オールド・ダッド(2023年製作の映画)
2.6
時代の変化、モラル規範のアップデートについていけず四苦八苦する中年男子3人組の悲哀を描いたコメディ。

アメリカのコメディは現代性を取り込むのがスピーディーで落とし込みや問題提起がうまいから期待値高めでの鑑賞。

盛り上がって思わずアウトな下ネタを連発したり、何の気なしに体型の揶揄する比喩を用いてしまう、そしてアメリカ的な人種差別発言。こういう趣旨の映画のキャラクターだから漏れなくやからす。
これらの描写はけっこうあるある感があり、笑えるように撮っている。自分も中年なんで似たような失言をしてえらいことになった経験があるので「咄嗟に出ちゃうな、、」という羞恥と共感があったりして興味深く観れた。
でも、3人組の"やらかし"と旧態依然として認識を糾弾するトーンが弱いんだよな。各々、家族や恋人を傷つけるんだけど、それがあっさり許され過ぎなんだよ。
こういうコメディだからハッピーエンドなのはいいんだけど、むしろそれが定型なんだけど問題は過程。
恋人や妻とケンカとして関係に亀裂走り、それは主人公達のせいなんだけど、原因であるズレタ認識をあまり省みず、妻の出産👩‍🍼をキッカケにお互い絆されてそれまでのことを水に流して元の鞘に収まってしまう。

主人公達の妻と恋人達が集まって「男は結局バカだからねぇ」なんて言って頑張って良妻賢母になろうみたいな話をする。男どものダメを受け入れてしまう。
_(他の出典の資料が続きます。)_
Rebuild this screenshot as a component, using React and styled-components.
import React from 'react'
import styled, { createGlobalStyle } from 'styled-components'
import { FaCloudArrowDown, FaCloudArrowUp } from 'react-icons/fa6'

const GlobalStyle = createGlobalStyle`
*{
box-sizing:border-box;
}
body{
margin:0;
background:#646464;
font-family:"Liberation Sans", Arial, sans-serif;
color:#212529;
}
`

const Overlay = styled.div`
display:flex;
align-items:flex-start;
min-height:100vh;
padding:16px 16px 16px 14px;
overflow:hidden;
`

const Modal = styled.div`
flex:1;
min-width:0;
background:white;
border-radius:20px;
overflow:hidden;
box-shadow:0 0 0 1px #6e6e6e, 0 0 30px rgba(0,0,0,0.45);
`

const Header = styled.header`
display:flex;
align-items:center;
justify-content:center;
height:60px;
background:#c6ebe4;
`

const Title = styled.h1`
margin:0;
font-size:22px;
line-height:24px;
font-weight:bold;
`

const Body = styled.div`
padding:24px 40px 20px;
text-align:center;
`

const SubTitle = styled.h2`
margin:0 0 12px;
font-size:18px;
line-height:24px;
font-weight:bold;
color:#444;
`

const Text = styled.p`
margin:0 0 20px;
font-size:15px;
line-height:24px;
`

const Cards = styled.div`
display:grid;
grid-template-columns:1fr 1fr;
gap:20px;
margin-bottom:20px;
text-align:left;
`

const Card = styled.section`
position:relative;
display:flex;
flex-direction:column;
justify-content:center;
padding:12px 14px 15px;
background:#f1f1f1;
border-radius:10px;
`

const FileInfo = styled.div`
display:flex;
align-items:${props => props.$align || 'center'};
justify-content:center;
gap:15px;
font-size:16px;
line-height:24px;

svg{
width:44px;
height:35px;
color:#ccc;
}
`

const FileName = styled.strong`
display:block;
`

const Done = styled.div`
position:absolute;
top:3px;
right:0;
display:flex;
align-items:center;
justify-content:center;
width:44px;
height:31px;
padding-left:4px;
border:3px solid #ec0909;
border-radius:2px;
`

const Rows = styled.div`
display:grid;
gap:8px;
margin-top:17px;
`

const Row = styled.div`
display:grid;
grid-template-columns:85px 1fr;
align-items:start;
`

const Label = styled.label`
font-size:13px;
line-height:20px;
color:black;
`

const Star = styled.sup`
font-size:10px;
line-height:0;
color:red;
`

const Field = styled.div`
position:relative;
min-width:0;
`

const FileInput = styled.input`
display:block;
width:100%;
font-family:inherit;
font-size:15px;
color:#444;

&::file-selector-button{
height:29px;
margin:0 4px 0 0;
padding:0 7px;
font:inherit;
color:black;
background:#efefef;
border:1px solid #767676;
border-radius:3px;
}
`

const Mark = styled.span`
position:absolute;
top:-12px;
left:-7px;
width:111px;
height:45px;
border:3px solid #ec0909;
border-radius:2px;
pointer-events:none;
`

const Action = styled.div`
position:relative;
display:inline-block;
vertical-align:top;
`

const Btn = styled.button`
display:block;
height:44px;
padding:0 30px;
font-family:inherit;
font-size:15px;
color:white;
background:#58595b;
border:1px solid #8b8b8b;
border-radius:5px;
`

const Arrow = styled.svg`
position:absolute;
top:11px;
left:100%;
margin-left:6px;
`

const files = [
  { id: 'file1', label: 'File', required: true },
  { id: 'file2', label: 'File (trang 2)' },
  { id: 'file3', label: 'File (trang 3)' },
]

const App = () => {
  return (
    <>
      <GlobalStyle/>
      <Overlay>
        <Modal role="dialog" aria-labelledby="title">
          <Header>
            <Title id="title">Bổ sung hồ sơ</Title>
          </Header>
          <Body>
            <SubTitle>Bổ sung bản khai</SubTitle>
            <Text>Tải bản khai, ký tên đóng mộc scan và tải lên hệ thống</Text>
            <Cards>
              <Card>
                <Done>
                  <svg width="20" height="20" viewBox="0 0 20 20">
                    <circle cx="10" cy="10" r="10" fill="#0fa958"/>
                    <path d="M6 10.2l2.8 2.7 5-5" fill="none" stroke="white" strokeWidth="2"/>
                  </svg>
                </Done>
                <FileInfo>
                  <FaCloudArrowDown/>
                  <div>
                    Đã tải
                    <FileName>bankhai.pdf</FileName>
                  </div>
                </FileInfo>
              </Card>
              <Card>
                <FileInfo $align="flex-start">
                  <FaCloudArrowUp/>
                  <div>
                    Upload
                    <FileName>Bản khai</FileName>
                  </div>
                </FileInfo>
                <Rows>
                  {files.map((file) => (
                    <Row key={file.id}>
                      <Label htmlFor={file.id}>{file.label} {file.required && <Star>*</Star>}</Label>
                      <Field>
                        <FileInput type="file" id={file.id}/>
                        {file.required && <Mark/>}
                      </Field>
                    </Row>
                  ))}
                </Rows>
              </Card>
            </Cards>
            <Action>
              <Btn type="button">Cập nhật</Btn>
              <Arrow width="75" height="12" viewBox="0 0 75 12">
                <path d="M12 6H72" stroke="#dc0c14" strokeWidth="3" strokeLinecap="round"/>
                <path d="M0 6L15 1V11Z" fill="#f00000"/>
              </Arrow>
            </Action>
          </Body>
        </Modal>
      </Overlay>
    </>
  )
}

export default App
そういう甘やかし、先を読んで男を喜ばせる、女性が押し付けられた良妻賢母を実践してきた(させられた)土壌が問題のはずなのに旧態依然の弊害のあるモラルに回収されて、よかったね♥とか言われてもなぁ、、
これはダメなやつだった🙄

スタッフ、キャストを調べるとジャド・アパトー系なんだよな。それで納得した。アパトーはアメリカのコメディの名手だけど、テーマの突き詰め甘く終わってみれば古式蒼然した"幸せ"の形で物語りが終ることが多い。
現代性はあるけど散りばめるだけで映画が提示する結末やメッセージに新しさはない。